Around 2005 some local businessmen discovered my cycling background and encouraged me to help them put on some bike races. I also started competing in more and more local races. The other thing that happened is that I spent a lot of time riding by myself (not a big cycling scene on the Kitsap Peninsula which is a 1 hour ferry ride from Seattle). Since I was working a full time job I also became very time disciplined and the B.S. rides came to an end. After getting some decent results and demonstrating that I knew my way around a bike race I was asked to join one of the better local teams. Rehab was over and I was back on the hard stuff. It was fantastic.
Fast forward to the present. Since I moved to the PNW I have promoted over a dozen races including 2 state championship events. I am the current race director for the longest continuously held race in the country. I became a board member for the Washington State Bicycle Association which is the Local Association for USA Cycling and have served as Board President.
I was a guest director for a team at Cascade in 2006 and even got to experience a stage win by one of the riders. From 2008 until May of this year I was the sport director for one of the most successful amateur programs in the country. In July I will be back at Cascade as a guest director for a continental team.
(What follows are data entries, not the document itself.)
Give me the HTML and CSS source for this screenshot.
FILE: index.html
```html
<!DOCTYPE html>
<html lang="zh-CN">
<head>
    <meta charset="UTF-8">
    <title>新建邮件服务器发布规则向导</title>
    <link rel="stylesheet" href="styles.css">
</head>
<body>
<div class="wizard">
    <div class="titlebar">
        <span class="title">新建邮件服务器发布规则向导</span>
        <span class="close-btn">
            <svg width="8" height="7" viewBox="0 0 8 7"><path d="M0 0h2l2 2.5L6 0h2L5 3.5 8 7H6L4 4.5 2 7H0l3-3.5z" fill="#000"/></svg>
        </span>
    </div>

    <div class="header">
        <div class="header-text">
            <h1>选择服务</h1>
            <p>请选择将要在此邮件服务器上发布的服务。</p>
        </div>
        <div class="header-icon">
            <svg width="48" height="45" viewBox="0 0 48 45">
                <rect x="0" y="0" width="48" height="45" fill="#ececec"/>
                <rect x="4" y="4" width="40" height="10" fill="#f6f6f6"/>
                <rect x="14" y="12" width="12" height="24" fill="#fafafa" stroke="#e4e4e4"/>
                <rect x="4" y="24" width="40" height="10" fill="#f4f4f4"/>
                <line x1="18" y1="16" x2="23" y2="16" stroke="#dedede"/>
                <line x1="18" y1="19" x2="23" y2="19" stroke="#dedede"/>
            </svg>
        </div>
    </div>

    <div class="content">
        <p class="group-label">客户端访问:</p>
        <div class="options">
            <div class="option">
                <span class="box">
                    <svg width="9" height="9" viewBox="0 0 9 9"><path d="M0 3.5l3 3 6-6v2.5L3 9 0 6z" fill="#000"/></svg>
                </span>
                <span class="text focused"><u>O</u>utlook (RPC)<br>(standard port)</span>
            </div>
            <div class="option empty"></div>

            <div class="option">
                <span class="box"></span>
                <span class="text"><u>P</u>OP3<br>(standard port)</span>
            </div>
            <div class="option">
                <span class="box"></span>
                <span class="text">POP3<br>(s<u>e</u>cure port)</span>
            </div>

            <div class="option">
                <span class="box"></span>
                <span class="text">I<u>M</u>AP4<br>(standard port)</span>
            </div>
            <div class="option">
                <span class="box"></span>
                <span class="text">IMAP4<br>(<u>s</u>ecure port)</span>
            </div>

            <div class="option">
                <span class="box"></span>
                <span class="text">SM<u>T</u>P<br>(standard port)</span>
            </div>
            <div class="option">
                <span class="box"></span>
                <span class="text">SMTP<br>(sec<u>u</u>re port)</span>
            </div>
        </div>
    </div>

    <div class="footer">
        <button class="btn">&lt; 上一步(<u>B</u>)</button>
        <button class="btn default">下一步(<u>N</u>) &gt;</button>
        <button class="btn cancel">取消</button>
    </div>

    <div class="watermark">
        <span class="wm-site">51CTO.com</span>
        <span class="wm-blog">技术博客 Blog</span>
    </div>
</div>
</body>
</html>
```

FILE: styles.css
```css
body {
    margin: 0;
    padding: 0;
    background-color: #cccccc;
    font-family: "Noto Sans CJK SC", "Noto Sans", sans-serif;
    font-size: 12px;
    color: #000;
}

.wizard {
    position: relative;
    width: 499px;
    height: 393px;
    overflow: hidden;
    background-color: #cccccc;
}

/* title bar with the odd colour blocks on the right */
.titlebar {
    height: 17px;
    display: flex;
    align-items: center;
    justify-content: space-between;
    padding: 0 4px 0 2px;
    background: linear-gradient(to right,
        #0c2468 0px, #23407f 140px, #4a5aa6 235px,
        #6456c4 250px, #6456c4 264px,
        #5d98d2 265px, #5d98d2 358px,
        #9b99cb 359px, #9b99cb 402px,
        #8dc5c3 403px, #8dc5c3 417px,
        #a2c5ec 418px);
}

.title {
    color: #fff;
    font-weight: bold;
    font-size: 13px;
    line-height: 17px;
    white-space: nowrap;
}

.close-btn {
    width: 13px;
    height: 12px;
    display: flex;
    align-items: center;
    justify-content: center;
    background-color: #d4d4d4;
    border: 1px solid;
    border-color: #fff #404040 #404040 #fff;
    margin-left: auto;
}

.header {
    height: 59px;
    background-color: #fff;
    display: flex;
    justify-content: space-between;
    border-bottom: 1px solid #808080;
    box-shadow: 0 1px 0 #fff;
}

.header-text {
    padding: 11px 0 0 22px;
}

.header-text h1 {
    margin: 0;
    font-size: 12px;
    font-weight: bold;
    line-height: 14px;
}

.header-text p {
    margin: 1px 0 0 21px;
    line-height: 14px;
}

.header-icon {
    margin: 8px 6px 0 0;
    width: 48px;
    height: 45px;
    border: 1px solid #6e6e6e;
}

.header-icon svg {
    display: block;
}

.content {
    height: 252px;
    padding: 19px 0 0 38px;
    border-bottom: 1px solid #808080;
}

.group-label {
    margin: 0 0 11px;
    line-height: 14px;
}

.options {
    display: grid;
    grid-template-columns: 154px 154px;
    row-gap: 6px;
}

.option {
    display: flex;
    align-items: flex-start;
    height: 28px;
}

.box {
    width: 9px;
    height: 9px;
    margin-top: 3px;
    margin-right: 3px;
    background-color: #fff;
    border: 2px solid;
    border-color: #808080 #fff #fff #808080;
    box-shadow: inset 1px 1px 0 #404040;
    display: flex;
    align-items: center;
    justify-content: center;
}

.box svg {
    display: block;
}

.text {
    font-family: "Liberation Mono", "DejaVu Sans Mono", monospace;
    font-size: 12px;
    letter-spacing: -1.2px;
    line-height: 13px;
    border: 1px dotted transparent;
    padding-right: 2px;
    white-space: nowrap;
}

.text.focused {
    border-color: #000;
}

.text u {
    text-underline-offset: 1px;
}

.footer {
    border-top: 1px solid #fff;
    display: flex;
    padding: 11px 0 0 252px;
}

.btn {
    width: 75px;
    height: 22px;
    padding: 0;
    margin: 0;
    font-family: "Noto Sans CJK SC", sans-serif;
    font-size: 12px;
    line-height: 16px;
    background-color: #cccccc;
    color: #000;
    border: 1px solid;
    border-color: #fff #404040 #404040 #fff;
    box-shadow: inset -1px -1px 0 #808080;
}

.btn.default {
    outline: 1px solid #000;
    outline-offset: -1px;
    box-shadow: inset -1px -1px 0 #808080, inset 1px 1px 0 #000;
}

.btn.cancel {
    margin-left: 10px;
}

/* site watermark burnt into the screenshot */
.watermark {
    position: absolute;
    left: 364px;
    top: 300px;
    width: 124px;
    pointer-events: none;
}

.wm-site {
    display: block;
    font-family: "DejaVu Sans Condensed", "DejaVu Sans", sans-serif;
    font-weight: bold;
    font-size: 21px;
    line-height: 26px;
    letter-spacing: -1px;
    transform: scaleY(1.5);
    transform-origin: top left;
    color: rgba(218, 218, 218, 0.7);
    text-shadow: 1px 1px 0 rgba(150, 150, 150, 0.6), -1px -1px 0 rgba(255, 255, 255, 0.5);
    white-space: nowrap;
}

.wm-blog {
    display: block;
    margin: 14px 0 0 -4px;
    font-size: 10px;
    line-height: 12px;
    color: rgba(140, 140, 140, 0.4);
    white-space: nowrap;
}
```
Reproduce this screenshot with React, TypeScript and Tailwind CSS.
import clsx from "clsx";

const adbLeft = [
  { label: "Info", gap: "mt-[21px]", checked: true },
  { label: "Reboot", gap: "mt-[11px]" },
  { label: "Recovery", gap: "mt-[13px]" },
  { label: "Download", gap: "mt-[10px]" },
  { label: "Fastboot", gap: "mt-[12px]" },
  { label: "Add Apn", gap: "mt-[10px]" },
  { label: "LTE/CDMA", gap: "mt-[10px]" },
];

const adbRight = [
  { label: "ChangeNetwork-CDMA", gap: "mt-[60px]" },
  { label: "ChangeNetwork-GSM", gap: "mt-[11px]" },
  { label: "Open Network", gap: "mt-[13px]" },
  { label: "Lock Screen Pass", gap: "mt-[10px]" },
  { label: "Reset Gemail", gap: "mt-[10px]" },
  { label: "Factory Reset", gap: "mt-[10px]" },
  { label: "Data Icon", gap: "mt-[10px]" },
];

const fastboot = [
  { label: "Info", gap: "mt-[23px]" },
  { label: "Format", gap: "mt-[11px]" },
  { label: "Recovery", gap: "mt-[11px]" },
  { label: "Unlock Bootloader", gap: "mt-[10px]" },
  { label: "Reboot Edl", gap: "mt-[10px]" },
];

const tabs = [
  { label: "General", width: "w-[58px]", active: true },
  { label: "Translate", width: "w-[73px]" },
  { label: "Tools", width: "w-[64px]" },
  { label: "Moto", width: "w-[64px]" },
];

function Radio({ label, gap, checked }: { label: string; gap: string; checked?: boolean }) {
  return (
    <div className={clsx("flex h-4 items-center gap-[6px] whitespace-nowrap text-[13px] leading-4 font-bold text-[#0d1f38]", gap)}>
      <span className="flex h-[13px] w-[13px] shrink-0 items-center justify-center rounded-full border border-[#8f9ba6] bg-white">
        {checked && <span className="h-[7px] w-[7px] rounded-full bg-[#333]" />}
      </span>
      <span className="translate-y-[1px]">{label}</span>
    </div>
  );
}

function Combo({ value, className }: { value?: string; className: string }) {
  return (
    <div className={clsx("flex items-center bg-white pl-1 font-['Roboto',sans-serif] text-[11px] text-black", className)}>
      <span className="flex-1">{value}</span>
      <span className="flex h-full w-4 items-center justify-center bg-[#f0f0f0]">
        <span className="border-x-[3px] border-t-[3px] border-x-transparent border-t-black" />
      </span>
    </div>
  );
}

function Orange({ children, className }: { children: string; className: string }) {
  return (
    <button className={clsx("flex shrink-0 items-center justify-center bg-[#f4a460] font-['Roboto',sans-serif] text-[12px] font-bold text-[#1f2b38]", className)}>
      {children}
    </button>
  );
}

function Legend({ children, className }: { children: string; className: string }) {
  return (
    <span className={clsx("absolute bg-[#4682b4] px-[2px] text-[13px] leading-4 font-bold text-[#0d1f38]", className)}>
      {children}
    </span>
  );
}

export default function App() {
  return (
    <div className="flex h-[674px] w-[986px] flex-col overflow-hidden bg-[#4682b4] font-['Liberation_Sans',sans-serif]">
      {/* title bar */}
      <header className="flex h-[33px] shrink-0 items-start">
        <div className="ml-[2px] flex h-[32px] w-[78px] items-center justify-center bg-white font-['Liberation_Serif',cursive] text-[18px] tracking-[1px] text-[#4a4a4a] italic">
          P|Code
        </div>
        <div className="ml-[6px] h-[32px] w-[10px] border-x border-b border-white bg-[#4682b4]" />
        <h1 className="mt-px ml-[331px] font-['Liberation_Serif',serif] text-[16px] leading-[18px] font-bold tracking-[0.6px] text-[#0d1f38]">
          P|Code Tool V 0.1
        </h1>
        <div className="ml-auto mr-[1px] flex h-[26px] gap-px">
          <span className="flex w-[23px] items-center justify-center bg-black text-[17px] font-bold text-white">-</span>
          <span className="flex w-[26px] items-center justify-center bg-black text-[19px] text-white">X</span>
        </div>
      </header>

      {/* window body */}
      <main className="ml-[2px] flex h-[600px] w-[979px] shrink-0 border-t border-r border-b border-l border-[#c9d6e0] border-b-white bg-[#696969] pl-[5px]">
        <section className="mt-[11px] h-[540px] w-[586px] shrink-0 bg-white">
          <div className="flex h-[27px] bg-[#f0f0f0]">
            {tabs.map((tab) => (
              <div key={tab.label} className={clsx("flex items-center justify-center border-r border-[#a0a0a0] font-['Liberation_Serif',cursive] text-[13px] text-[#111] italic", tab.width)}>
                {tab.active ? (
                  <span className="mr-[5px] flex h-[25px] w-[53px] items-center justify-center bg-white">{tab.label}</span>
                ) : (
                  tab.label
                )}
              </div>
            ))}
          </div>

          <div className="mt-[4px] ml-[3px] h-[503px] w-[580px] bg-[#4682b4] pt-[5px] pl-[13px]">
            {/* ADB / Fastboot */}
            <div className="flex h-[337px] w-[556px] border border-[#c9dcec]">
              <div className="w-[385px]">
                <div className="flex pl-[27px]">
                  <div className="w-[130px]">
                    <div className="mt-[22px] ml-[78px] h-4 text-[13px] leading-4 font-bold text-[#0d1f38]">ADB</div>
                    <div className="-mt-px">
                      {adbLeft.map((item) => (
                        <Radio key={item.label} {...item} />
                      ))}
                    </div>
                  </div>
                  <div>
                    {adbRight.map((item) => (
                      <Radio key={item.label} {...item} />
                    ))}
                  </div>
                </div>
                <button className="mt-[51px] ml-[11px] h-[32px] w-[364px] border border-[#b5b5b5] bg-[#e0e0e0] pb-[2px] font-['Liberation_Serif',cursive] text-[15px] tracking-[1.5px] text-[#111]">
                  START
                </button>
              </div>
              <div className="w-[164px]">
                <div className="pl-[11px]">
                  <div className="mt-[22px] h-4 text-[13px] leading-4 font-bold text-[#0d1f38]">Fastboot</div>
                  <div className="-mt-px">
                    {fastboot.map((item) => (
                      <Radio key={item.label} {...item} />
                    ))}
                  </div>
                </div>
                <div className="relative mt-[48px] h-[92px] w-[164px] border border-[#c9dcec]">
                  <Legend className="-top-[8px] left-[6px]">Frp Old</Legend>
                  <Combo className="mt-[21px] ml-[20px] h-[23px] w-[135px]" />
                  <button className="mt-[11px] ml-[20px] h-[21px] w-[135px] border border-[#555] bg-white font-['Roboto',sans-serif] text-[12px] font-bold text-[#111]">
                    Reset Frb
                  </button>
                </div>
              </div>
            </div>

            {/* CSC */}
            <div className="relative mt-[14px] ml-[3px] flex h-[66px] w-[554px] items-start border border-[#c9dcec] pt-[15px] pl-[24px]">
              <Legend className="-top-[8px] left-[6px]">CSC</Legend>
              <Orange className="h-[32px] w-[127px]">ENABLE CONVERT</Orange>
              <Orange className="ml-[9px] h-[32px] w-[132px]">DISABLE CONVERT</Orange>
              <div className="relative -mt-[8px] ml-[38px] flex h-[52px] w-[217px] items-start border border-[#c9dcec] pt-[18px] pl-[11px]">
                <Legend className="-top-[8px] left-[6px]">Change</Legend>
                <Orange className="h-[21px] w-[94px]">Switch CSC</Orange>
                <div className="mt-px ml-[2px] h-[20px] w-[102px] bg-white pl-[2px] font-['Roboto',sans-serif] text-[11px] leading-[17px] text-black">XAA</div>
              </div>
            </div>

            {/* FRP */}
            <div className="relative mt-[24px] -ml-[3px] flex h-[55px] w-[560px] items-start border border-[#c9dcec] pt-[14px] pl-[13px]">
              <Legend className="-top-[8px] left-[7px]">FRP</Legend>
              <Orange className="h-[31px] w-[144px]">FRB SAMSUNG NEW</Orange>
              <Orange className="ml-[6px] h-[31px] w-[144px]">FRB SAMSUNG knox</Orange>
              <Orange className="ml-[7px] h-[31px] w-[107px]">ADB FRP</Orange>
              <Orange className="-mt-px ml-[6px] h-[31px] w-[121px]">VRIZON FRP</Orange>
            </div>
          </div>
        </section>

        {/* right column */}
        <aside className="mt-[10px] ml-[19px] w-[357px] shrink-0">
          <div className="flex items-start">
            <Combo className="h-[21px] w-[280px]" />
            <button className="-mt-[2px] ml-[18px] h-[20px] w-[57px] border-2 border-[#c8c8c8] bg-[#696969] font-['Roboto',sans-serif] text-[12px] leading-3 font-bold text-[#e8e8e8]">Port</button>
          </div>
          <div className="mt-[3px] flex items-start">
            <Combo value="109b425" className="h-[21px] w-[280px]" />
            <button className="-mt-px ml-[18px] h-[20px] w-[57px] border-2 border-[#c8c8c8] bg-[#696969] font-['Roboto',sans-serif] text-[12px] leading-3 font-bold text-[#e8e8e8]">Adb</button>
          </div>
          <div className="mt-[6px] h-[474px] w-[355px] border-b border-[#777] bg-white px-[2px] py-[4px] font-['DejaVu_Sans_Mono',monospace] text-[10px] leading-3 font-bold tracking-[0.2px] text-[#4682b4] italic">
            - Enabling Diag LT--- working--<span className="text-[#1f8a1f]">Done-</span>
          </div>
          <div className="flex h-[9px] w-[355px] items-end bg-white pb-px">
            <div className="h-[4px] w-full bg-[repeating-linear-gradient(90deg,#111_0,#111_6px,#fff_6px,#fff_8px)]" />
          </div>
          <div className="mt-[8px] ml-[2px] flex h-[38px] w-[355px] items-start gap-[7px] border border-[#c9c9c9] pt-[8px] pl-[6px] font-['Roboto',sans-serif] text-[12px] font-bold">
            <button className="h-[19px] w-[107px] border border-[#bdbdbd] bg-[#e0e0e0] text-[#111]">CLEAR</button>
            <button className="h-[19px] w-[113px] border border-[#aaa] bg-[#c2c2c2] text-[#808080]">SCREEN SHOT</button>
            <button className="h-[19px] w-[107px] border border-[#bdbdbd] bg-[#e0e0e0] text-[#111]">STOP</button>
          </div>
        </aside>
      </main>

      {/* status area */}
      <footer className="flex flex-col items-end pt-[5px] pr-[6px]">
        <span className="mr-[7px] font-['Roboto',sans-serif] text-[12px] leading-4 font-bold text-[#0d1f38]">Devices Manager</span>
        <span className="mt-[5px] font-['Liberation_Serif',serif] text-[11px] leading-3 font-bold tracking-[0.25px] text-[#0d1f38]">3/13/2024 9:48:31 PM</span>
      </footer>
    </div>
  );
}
Last year I also spent a lot of time expanding my knowledge base. I attended a couple of USA Cycling coaching seminars and became a Level 2 coach and am pursuing a Level 1 license. I have also had the good fortune of getting to work with some really great up and coming riders and I hope that trend continues. One rider that I have been working with for over four years now won his 7th National Championship in January and had the privilege of representing the US at the World Cyclocross Championships in Belgium.
I have been a bike racer almost my entire life. There is nothing I know as much about as cycling. I have made some pretty bad decisions over the years because of it but at the end of the day all of my closest friends have come from cycling and it is a huge part of who I am.
Better off because of it? Absolutely.